Barkley also suggests teams should be eliminated from playoffs if any of their players test positive for coronavirus
Tuesday 26 May 2020 07:09, UK
Charles Barkley believes the suspended NBA season will come to a conclusion, citing knowledge obtained from his bosses at Turner Sports.
"[The NBA is] gonna make a decision in the next week," Barkley said on Monday on ESPN's The Paul Finebaum Show.
"I'm 100 per cent sure we are going to play. I know my friends in Major League Baseball are going to play. I know that the hockey league is going to play. I think the pro football and the college football, they have to sit back and see how it goes for us.
"I do know this, talking to my bosses at Turner, we are going to play basketball. It is gonna be in Florida and [Las] Vegas, or just Florida."
A concerned Barkley laid out a possible ugly scenario for the NBA postseason if it is played this summer amid the coronavirus pandemic. The Hall of Famer believes teams should be eliminated from the playoffs if one of their players tests positive for coronavirus.
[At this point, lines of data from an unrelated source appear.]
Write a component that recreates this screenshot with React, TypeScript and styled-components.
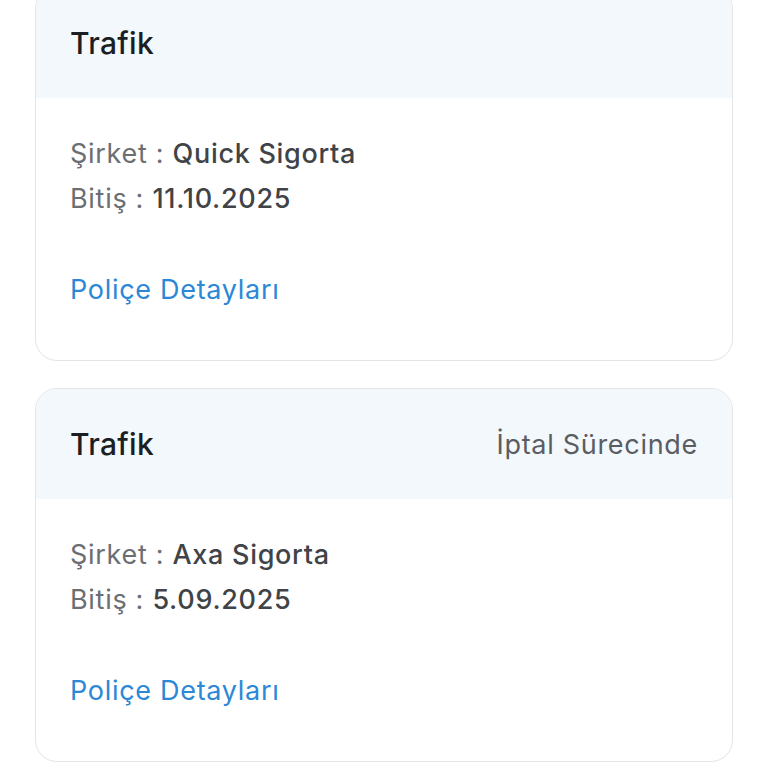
import React from "react";
import styled, { createGlobalStyle } from "styled-components";

const GlobalStyle = createGlobalStyle`
  body {
    margin: 0;
    background: #ffffff;
    font-family: Inter, "Noto Sans", sans-serif;
  }
`;

const Page = styled.div`
  display: flex;
  flex-direction: column;
  gap: 27px;
  padding: 0 35px;
  margin-top: -13px;
`;

const Card = styled.div`
  border: 1.5px solid #e2e4e6;
  border-radius: 22px;
  overflow: hidden;
  background: #ffffff;
`;

const Header = styled.div`
  height: 110px;
  box-sizing: border-box;
  display: flex;
  align-items: center;
  justify-content: space-between;
  padding: 0 34px;
  background: #f3f8fc;
`;

const Title = styled.h2`
  margin: 0;
  font-size: 30px;
  font-weight: 500;
  letter-spacing: 0.3px;
  color: #1b1e22;
`;

const Status = styled.span`
  font-size: 27px;
  letter-spacing: 0.7px;
  color: #5a5d62;
`;

const Body = styled.div`
  padding: 33px 34px 50px;
`;

const Row = styled.div`
  font-size: 27px;
  line-height: 45px;
  letter-spacing: 0.7px;
  color: #6b6e72;
`;

const Value = styled.span`
  font-weight: 500;
  color: #404347;
`;

const DetailLink = styled.a`
  display: block;
  margin-top: 49px;
  font-size: 27px;
  line-height: 40px;
  letter-spacing: 0.7px;
  color: #2c88d6;
  text-decoration: none;
  cursor: pointer;
`;

type Policy = { title: string; company: string; end: string; status?: string };

const policies: Policy[] = [
  { title: "Trafik", company: "Quick Sigorta", end: "11.10.2025" },
  { title: "Trafik", company: "Axa Sigorta", end: "5.09.2025", status: "İptal Sürecinde" },
];

function PolicyCard({ policy }: { policy: Policy }) {
  return (
    <Card>
      <Header>
        <Title>{policy.title}</Title>
        {policy.status && <Status>{policy.status}</Status>}
      </Header>
      <Body>
        <Row>
          Şirket : <Value>{policy.company}</Value>
        </Row>
        <Row>
          Bitiş : <Value>{policy.end}</Value>
        </Row>
        <DetailLink>Poliçe Detayları</DetailLink>
      </Body>
    </Card>
  );
}

export default function App() {
  return (
    <>
      <GlobalStyle />
      <Page>
        {policies.map((p, i) => (
          <PolicyCard key={i} policy={p} />
        ))}
      </Page>
    </>
  );
}
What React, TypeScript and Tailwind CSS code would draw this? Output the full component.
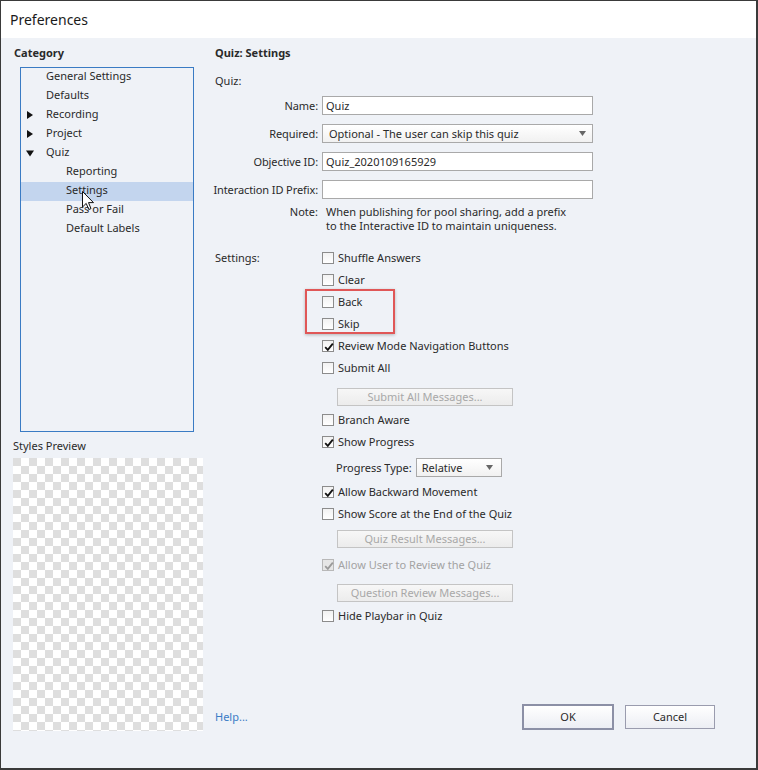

"I think the one thing we have to go do is, how are we going to handle if one of our players gets infected," Barkley told Finebaum.
"That to me is the tricky part. You can't stop the playoffs. I think a team is just going to have to forfeit a series if any of their players, not even their best player, gets the virus.
"You're going to have to sequester the entire team, and they are going to have to forfeit a round of the playoffs. They are going to be gone for the playoffs.
"It would be devastating for us in the NBA if the Milwaukee Bucks got taken out, even if it is a guy who just is sitting on the bench, you would have to take the whole Milwaukee Bucks team and the great player Giannis [Antetokounmpo], they would lose in the first round of the playoffs.
"This stuff is just uncharted waters. We're going to have to learn as we go."
Barkley added that both the nature of the game and the prospective living quarters for the players could put them at risk of infection.
"Big basketball players pushing on each other in the lane, fighting for rebounds and post position, there is no way they can social distance," Barkley said. "They say they are going to put them in a hotel for two or three months. Are the maids going to be in the hotel for two or three months? The maids are going to go home every day. What about the people in room service? They're going to go home every day. So it is just a lot of unanswered questions."
The Monday interview came a day after Barkley made headlines for his work as a commentator on the charity golf match featuring Tiger Woods, Peyton Manning, Phil Mickelson and Tom Brady.
Barkley mocked Brady's poor play until Brady fired back after sinking a chip shot from the fairway.
"I was just really glad the guys had some fun," Barkley told Finebaum. "You know, when you do events like that, if the guys are not having fun, it's really boring. It was awesome, and it gave us something to do on a Sunday afternoon."